Derzeit sind hauptsächlich Qualitätsmedien auf Blendle vertreten. Funktioniert das Modell für Boulevard nicht?

Doch, absolut. Bild am Sonntag ist dafür ein gutes Beispiel. Die sind sehr erfahren, einzigartigen Journalismus zu machen, der bei einem breiten Publikum ankommt, und für den es schon immer gerne bezahlt hat. Darum haben sie auch keine Probleme, auf Blendle Leser zu finden.

Wie sieht das Business-Modell von Blendle selbst aus? Wie viel Prozent nimmt Blendle vom Kaufpreis eines Artikels?

Blendle bekommt 30 Prozent, der Publisher 70 Prozent.

Analysiert Blendle das Leseverhalten der User, um ihnen in Folge passenden Content vorschlagen zu können?

Ich liebe diese Frage! Discovery ist ein sehr wichtiger Teil von Blendle. Da werden wir im neuen Jahr einige sehr spannende Dinge an den Start gehen. Momentan arbeiten wir daran, unsere täglichen Newsletter auf jeden einzelnen Nutzer zuzuschneiden. Es werden auch in Zukunft alle Empfehlungen von unseren eigenen Journalisten ausgewählt, aber wir schicken dann die, die dir am ehesten gefallen.

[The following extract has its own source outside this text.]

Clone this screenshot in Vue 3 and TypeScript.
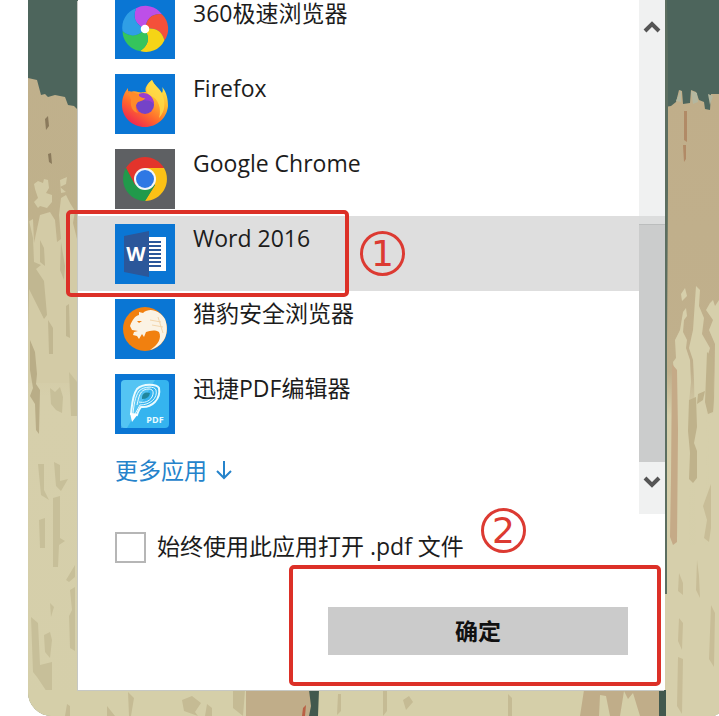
<script setup lang="ts">
import { ref } from 'vue'

type AppKind = 'swirl' | 'firefox' | 'chrome' | 'word' | 'cheetah' | 'pdf'

interface AppEntry {
  kind: AppKind
  name: string
}

const apps: AppEntry[] = [
  { kind: 'swirl', name: '360极速浏览器' },
  { kind: 'firefox', name: 'Firefox' },
  { kind: 'chrome', name: 'Google Chrome' },
  { kind: 'word', name: 'Word 2016' },
  { kind: 'cheetah', name: '猎豹安全浏览器' },
  { kind: 'pdf', name: '迅捷PDF编辑器' },
]

const petals = ['#bd4fe8', '#f4503a', '#f5d416', '#35c45c', '#2f9fe6']
const pageLines = [18, 22, 26, 30, 34, 38, 42]

const selected = ref<AppKind>('word')
const always = ref(false)
</script>

<template>
  <main class="stage">
    <svg class="scene" viewBox="28 0 691 716" preserveAspectRatio="xMidYMid slice" aria-hidden="true">
      <defs>
        <linearGradient id="wood" x1="0" y1="0" x2="0" y2="1">
          <stop offset="0" stop-color="#c0b08c" />
          <stop offset="0.22" stop-color="#bfb18b" />
          <stop offset="0.36" stop-color="#cdc39c" />
          <stop offset="0.5" stop-color="#d6cfab" />
          <stop offset="1" stop-color="#d5cfaa" />
        </linearGradient>
        <linearGradient id="plank" x1="0" y1="0" x2="0" y2="1">
          <stop offset="0" stop-color="#c0ae8a" />
          <stop offset="0.45" stop-color="#c0b08c" />
          <stop offset="0.52" stop-color="#d6cfab" />
          <stop offset="1" stop-color="#d5cfaa" />
        </linearGradient>
      </defs>
      <rect x="28" width="691" height="716" fill="#4d655c" />
      <path fill="url(#wood)" d="M28 78L37 80 41 95 45 94 48 97 55 95 65 97 68 105 74 106 78 110V716H28Z" />
      <path fill="#d3cba6" d="M34 184l4-3 5 2 1-4 4 1 1 8-3 5 6 2v7l-5 6-7-2-2 2-4-6 4-4-3-9zM60 180l7-3-1 7-6 3 6 5-5 1zM61 198l5-3 4 8 5 8-2 12 5 20v140H28V222l5-3 1 24 6-28 10-3 5 8 2 22 4-3-2-24z" />
      <path fill="#7d6d50" opacity="0.8" d="M45 119l3-3 1 10-3 4zM48 154l3-1 1 11-3-2z" />
      <g fill="#c1b791">
        <path d="M28 216l5 22 1 24 7 3-5 4 8 12 3 34-3 4-6-12-9-18-1 40z" />
        <path d="M40 240l4 8 1 18-5-4zM61 242l4 24-1 14-4-10zM66 306l3-2 1 34-4-2zM48 320l5 8v26h-4z" />
      </g>
      <path fill="#b9ad87" d="M30 340l5 12 2 22-1 10 4 6-1 44-3-4-1-26-5-8 3-8-3-18z" />
      <g fill="#c7bf99">
        <path d="M50 388l5 4 5-5 3 10-1 16-6-3-5-6zM69 372l8 10v34h-6zM38 464h6v26l5 10-8-5zM54 462l6 3v16l8-2-7 12-5-5z" />
        <path d="M53 498l7-2v42l5 3-6 4-1 22h-5zM39 520l6-2v30h-5zM66 580l9-15v12l-6 5zM70 590l5-3v64l-5-3-1-32 3-6z" />
        <path d="M31 617l7 6 2 42 12-3v36l-5-6-10-15-4-5zM44 635l6-3 2 8-2 18-5-6zM50 603l4 4-3 10z" />
      </g>
      <path fill="url(#plank)" d="M665 107l6-1 5-4 3-12 3 1 1 13 7-1 1-13 5 2 3 8 5 2 1 7 5 1 1-16h13V716H665Z" />
      <path fill="#b4b79f" d="M676 101l5-11v12zM691 91l6 2 1 9-5 2zM708 94l5 2-3 9z" />
      <path fill="#b18a66" d="M684 111h3v31l-3-2zM683 145h3v14l-2 3z" />
      <g fill="#d6cfab">
        <path d="M681 294l4-6 2 8-5 5zM683 312l3-4 1 8-3 4-1 12 4 8-1 8 4 12 1 22-2 20 1 316H677V400l-4-38 3-4-1-18 5-10z" />
        <path d="M696 286l4 4-1 16 5 12-2 16 8 14-3 10 4 10-5 12 1 18-3 320h-8V480l-2-100-1-20-4-12 4-18z" />
        <path d="M706 310l4-7 3-3 2 6 4-6V716h-13l3-288 5-18 1-66-6-14 4-10z" />
      </g>
      <path fill="#d6cfab" d="M665 545h54v171h-54z" />
      <path fill="#c5aa87" d="M672 364l5 6 1 60-1 112-4 3-3-8 1-60z" />
      <g fill="#bfb28b">
        <path d="M689 400l7-3 1 30-3 16 3 8v27l-4 5-4-4 1-26-2-22zM707 352l6 6 1 40-1 14-5 2-3-12zM698 394l7-3-2 9-6 4z" />
      </g>
      <g fill="#c8bd97">
        <path d="M711 484v44l-2 14-5-4 3-18-4-14zM679 573l4 10v12l-5-4zM697 560l2 16 1 22-4-8zM711 605l4 8-1 54-5-8zM679 618l4 5-1 27-4-9zM678 657l5 2-1 55-5-8z" />
      </g>
      <rect x="28" y="690" width="638" height="26" fill="#d5cfa9" />
      <g fill="#c5bb94">
        <path d="M67 704l3 2v10h-5zM107 706l8 10h-8zM182 700l10-4 9 7-6 9 3 4-14-5zM128 692l6 6-3 18h-2zM207 704l5 4v8h-7zM233 690h12l-2 26-10-8z" />
        <path d="M338 694h3v17l-4 4zM383 691h4v20l-4 5zM403 700l6-4 4 6-7 8zM508 694l4 4v18h-4z" />
      </g>
      <path fill="#c0ad89" d="M246 690h71v26h-71zM584 690h75v26h-79z" />
      <path fill="#d5cfa9" d="M600 695l6 1 4 20h-11zM624 691l4 8 5-6 7 23h-20z" />
      <path fill="#42594e" d="M309 690h10l-1 26h-9l2-10zM659 690h7v26h-7z" />
      <path fill="#b96146" d="M303 708l3-3-1 11h-3z" />
      <path fill="#5c6e60" d="M665 0h2l1 54v136l-1 154v250h-2z" />
    </svg>

    <form class="dialog" @submit.prevent>
      <div class="chooser">
        <div class="listing">
          <ul class="apps">
            <li v-for="app in apps" :key="app.kind" class="item">
              <button
                type="button"
                class="app"
                :class="{ active: app.kind === selected }"
                :aria-pressed="app.kind === selected"
                @click="selected = app.kind"
              >
                <span class="tile" :class="app.kind">
                  <svg viewBox="0 0 60 60" aria-hidden="true">
                    <g v-if="app.kind === 'swirl'" transform="translate(30 30) scale(1.06)">
                      <path
                        v-for="(color, i) in petals"
                        :key="color"
                        :fill="color"
                        :transform="`rotate(${i * 72})`"
                        d="M0 0Q-13.7-6.5-8.4-19.5A19 19 0 0 1 16-14Q2-15 0 0Z"
                      />
                      <circle r="4" fill="#fff" />
                    </g>
                    <g v-else-if="app.kind === 'firefox'">
                      <defs>
                        <linearGradient id="ffBody" x1="0.85" y1="0.05" x2="0.25" y2="0.95">
                          <stop offset="0" stop-color="#fff052" />
                          <stop offset="0.35" stop-color="#ffb52e" />
                          <stop offset="0.68" stop-color="#ff6a2c" />
                          <stop offset="1" stop-color="#f0284f" />
                        </linearGradient>
                      </defs>
                      <path fill="url(#ffBody)" d="M37 6C39 11 44 14 47 19C48 17 48 15 47 13C52 18 53 26 53 32C52 44 42 53 30 53C17 53 7 43 7 31C7 24 9 19 13 14C13 16 13 18 14 19C17 17 20 17 23 18C26 19 29 18 31 18C29 14 33 9 37 6Z" />
                      <path fill="#ffdc48" d="M37 6C39 11 44 14 47 20C51 28 50 38 44 44C47 35 43 24 36 22C31 20 29 13 37 6Z" opacity="0.8" />
                      <circle cx="30" cy="31" r="9" fill="#7443c8" />
                      <path fill="#9b3fd0" d="M24 20C31 17 39 22 39 30C35 25 30 27 23 25Z" />
                      <path fill="#ff8a2a" d="M13 17C17 17 20 20 24 20C23 22 26 24 30 24C29 27 25 27 23 28C20 31 20 35 23 39C17 38 15 31 16 26Z" />
                    </g>
                    <g v-else-if="app.kind === 'chrome'" transform="translate(30 30)">
                      <path fill="#e3342b" d="M-19-11A22 22 0 0 1 19-11H0L-10 6Z" />
                      <path fill="#fbc116" d="M19-11A22 22 0 0 1 0 22L10 6 0-11Z" />
                      <path fill="#219a4b" d="M0 22A22 22 0 0 1-19-11L-10 6H10Z" />
                      <circle r="11" fill="#f4f6f8" />
                      <circle r="9" fill="#2f78e4" />
                    </g>
                    <g v-else-if="app.kind === 'word'">
                      <path fill="#fff" d="M34 13H51V47H34Z" />
                      <path v-for="y in pageLines" :key="y" :d="`M34 ${y}H46`" stroke="#2b579a" stroke-width="2" />
                      <path fill="#2b579a" d="M9 12L34 7V53L9 48Z" />
                      <text x="21" y="37" class="letter">W</text>
                    </g>
                    <g v-else-if="app.kind === 'cheetah'">
                      <circle cx="30" cy="30" r="22" fill="#f1800f" />
                      <path fill="#fbf3e4" d="M15 27C17 21 20 17 24 16L24 13L28 14C35 8 45 12 50 20C55 33 50 47 35 51C43 46 47 39 44 33C39 30 35 32 31 33L29 38L27 35L24 40L22 37L18 36L19 33L23 32L17 31Z" />
                      <path fill="#f1800f" d="M22 22L27 22L24 24Z" />
                      <path fill="none" stroke="#f3d6ac" d="M35 21L46 23M37 26L48 28M43 18L48 34" />
                    </g>
                    <g v-else>
                      <rect x="6" y="6" width="48" height="48" rx="4" fill="#35b4ef" />
                      <path fill="#74d4f7" opacity="0.5" d="M6 54V10Q6 6 10 6H40L12 54Z" />
                      <g fill="none" stroke="#e9fbff">
                        <path stroke-width="2" d="M16 40C17 32 17 22 22 15C28 9 42 10 44 14C46 25 37 34 26 33C24 35 23 38 22 41Z" />
                        <path stroke-width="1" d="M18 39C19 31 20 23 24 17C29 12 40 12 41 16C43 24 35 31 25 31L20 40" />
                        <path stroke-width="1" d="M22 31C24 22 25 18 29 16C37 13 40 17 37 23C34 28 29 29 24 28" />
                      </g>
                      <path fill="#21869c" d="M27 23Q28 17 35 19Q34 25 27 25Z" />
                      <path fill="#fff" d="M15 39L23 40L17 48Z" />
                      <text x="40" y="49" class="tag">PDF</text>
                    </g>
                  </svg>
                </span>
                <span class="name">{{ app.name }}</span>
              </button>
              <template v-if="app.kind === 'word'">
                <span class="frame frame-row"></span>
                <span class="step step-one">1</span>
              </template>
            </li>
          </ul>
          <a href="#" class="more" @click.prevent>
            更多应用
            <svg viewBox="0 0 18 20" aria-hidden="true"><path d="M9 1V18M2 11L9 18L16 11" /></svg>
          </a>
        </div>
        <div class="scrollbar">
          <button type="button" class="arrow" aria-label="向上滚动">
            <svg viewBox="0 0 18 12" aria-hidden="true"><path d="M2 10L9 3L16 10" /></svg>
          </button>
          <div class="thumb"></div>
          <button type="button" class="arrow" aria-label="向下滚动">
            <svg viewBox="0 0 18 12" aria-hidden="true"><path d="M2 2L9 9L16 2" /></svg>
          </button>
        </div>
      </div>

      <div class="always">
        <input id="always" v-model="always" type="checkbox" />
        <label for="always">始终使用此应用打开 .pdf 文件</label>
        <span class="step step-two">2</span>
      </div>

      <div class="actions">
        <button type="submit" class="ok">确定</button>
        <span class="frame frame-ok"></span>
      </div>
    </form>
  </main>
</template>

<style>
body {
  margin: 0;
  background: #fff;
}
</style>

<style scoped>
.stage {
  position: relative;
  box-sizing: border-box;
  margin-left: 28px;
  padding: 0 54px 26px 50px;
  overflow: hidden;
  border-radius: 0 0 8px 24px / 0 0 4px 24px;
  font-family: "Open Sans", "Noto Sans CJK SC", sans-serif;
  font-size: 23px;
  line-height: 28px;
  color: #1c1c1c;
}

.scene {
  position: absolute;
  inset: 0;
  width: 100%;
  height: 100%;
}

.dialog {
  position: relative;
  background: #fff;
  box-shadow: -1px 1px 0 #c6c8c4;
}

.chooser {
  display: flex;
}

.listing {
  flex: 1;
  min-width: 0;
}

.apps {
  margin: -9px 0 0;
  padding: 0;
  list-style: none;
}

.item {
  position: relative;
}

.app {
  display: flex;
  align-items: flex-start;
  gap: 18px;
  width: 100%;
  padding: 8px 0 7px 37px;
  border: 0;
  background: none;
  font: inherit;
  color: inherit;
  text-align: left;
}

.app.active {
  background: #dedede;
}

.tile {
  width: 60px;
  height: 60px;
  background: #0a76d4;
}

.tile.chrome {
  background: #5e6063;
}

.tile svg {
  display: block;
}

.letter {
  fill: #fff;
  font: bold 20px "Open Sans", sans-serif;
  text-anchor: middle;
}

.tag {
  fill: #e9fbff;
  font: bold 9px "Open Sans", sans-serif;
  text-anchor: middle;
}

.more {
  display: inline-flex;
  align-items: center;
  gap: 8px;
  margin: 15px 0 0 37px;
  color: #2583cb;
  text-decoration: none;
}

.more svg {
  width: 18px;
  height: 20px;
  fill: none;
  stroke: currentColor;
  stroke-width: 2;
}

.scrollbar {
  display: flex;
  flex-direction: column;
  width: 26px;
  height: 514px;
  background: #f0f1f1;
}

.arrow {
  display: flex;
  align-items: center;
  justify-content: center;
  height: 52px;
  padding: 0 0 12px;
  border: 0;
  background: none;
}

.arrow:first-child {
  padding: 2px 0 0;
}

.arrow svg {
  width: 18px;
  height: 12px;
  fill: none;
  stroke: #555;
  stroke-width: 4;
}

.thumb {
  flex: 1;
  margin-top: 172px;
  background: #cbcccc;
  border-top: 1px solid #bbbdbd;
  box-shadow: 0 -8px 0 #dcdddd;
}

.always {
  display: flex;
  align-items: flex-start;
  gap: 11px;
  padding: 18px 0 0 37px;
}

.always input {
  appearance: none;
  box-sizing: border-box;
  width: 31px;
  height: 31px;
  margin: 0;
  border: 2px solid #b6b6b6;
  background: #fff;
}

.always input:checked {
  background: #0a76d4;
}

.actions {
  position: relative;
  display: flex;
  justify-content: flex-end;
  padding: 44px 37px 35px;
}

.ok {
  width: 300px;
  height: 48px;
  padding: 0;
  border: 0;
  background: #cbcbcb;
  font: inherit;
  font-weight: bold;
  color: #111;
}

.frame {
  position: absolute;
  z-index: 1;
  box-sizing: border-box;
  border: 4px solid #dc3027;
  border-radius: 5px;
  pointer-events: none;
}

.frame-row {
  top: -6px;
  left: -12px;
  width: 283px;
  height: 87px;
}

.frame-ok {
  top: 2px;
  right: 4px;
  width: 372px;
  height: 121px;
}

.step {
  display: flex;
  align-items: center;
  justify-content: center;
  box-sizing: border-box;
  width: 45px;
  height: 45px;
  border: 3px solid #dc3a32;
  border-radius: 50%;
  font-family: "DejaVu Sans", sans-serif;
  font-size: 36px;
  line-height: 36px;
  color: #dc3a32;
}

.step-one {
  position: absolute;
  top: 15px;
  left: 282px;
}

.step-two {
  position: absolute;
  top: 508px;
  left: 403px;
}
</style>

Dazu schauen wir uns an, welche Themen dir gefallen, welche Titel du oft liest und einige andere Dinge, die ich hier nicht verrate. Wir testen das intern bereits, und es ist richtig, richtig cool.

Blendle lässt sich mit Twitter und Facebook verknüpfen. Zeigt sich, dass Nutzer eher Inhalte lesen, wenn Sie von Social-Kontakten empfohlen werden?

Sorry, da habe ich keine Infos für dich.

Wird es bei Blendle einmal mehr als „nur“ Textartikel geben? Der Video-Bereich, Podcasts oder Virtual-Reality-Reportagen wären doch auch interessant.

Da gibt es momentan nichts anzukündigen, aber ich kann dir sagen, dass Blendle für großartigen Journalismus jeder Art interessant ist.